In a city with half of its inhabitants younger than 40, Nice has a lively club scene focused in and around Vieux Nice—the Old Town. The bar scene is also hopping, and many bars have a small dance floor and often live music or at least a DJ. Just walk around Vieux Nice and along Cours Saleya. On balmy nights the bar, pub and cafe terraces are still full long after midnight. Remember that Monaco's Monte Carlo is a short distance away, with a much more sophisticated selection of clubs and bars.
Nice's cuisine still shows its Ligurian influences, with its love for seafood, olive oil and tiny black olives, chickpeas, fresh basil and pine nuts.
For starters, the Nicois eat pasta (for example, ravioli filled with seafood, artichoke hearts or walnut sauce), gnocchi or, in the winter, soupe au pistou. This hearty soup is made with courgettes (zucchini), tomatoes, beans, potatoes, onions and vermicelli, and served with pistou, a sauce based on basil, pine nuts and garlic. Another Nicois favorite is bourride, a fish soup served with aioli.
Rightfully popular is the salade nicoise, usually made with quartered tomatoes, capers, black olives, spring onions, anchovies or tuna, green beans, and with or without hard-boiled eggs and potatoes.
Grilled fish and estocafinado (a stew of salt cod, garlic and tomato stockfish) appear on most menus, as do ratatouille or tourte aux blettes (a pie filled with boiled Swiss chard, pine nuts and raisins in vinaigrette).
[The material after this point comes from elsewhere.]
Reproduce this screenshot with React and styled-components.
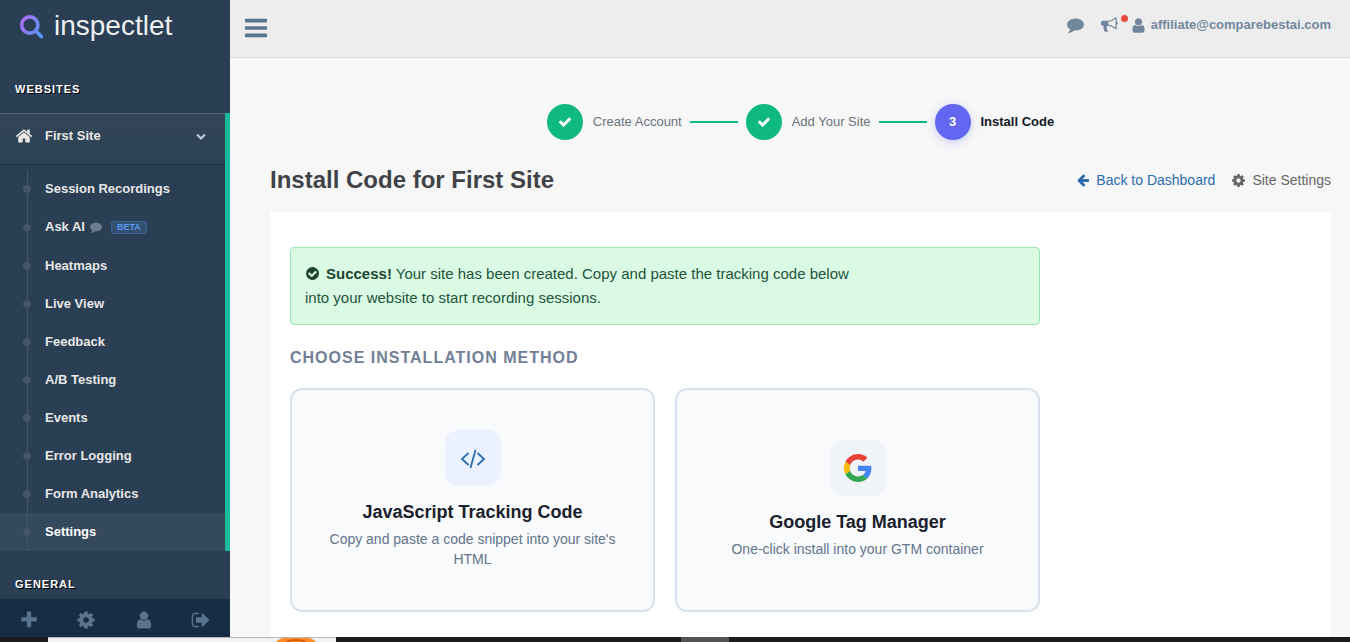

The Nicois also love socca (a sort of chickpea flour pancake), pan bagnat (a sandwich filled with tuna, onions, tomato, egg and olive oil), pissaladiere (onion tart), petits farcis (stuffed vegetables with meat or herb and mushroom fillings) and courgette flowers.
Nice has its very own local wine, the high-quality Bellet, from one of the smallest vineyards in France.
Expect to pay within these general guidelines, based on the cost of a dinner for one, including tax and service charge but not including drinks: $ = less than 20 euros; $$ = 20 euros-35 euros; $$$ = 36 euros-50 euros; and $$$$ = more than 50 euros.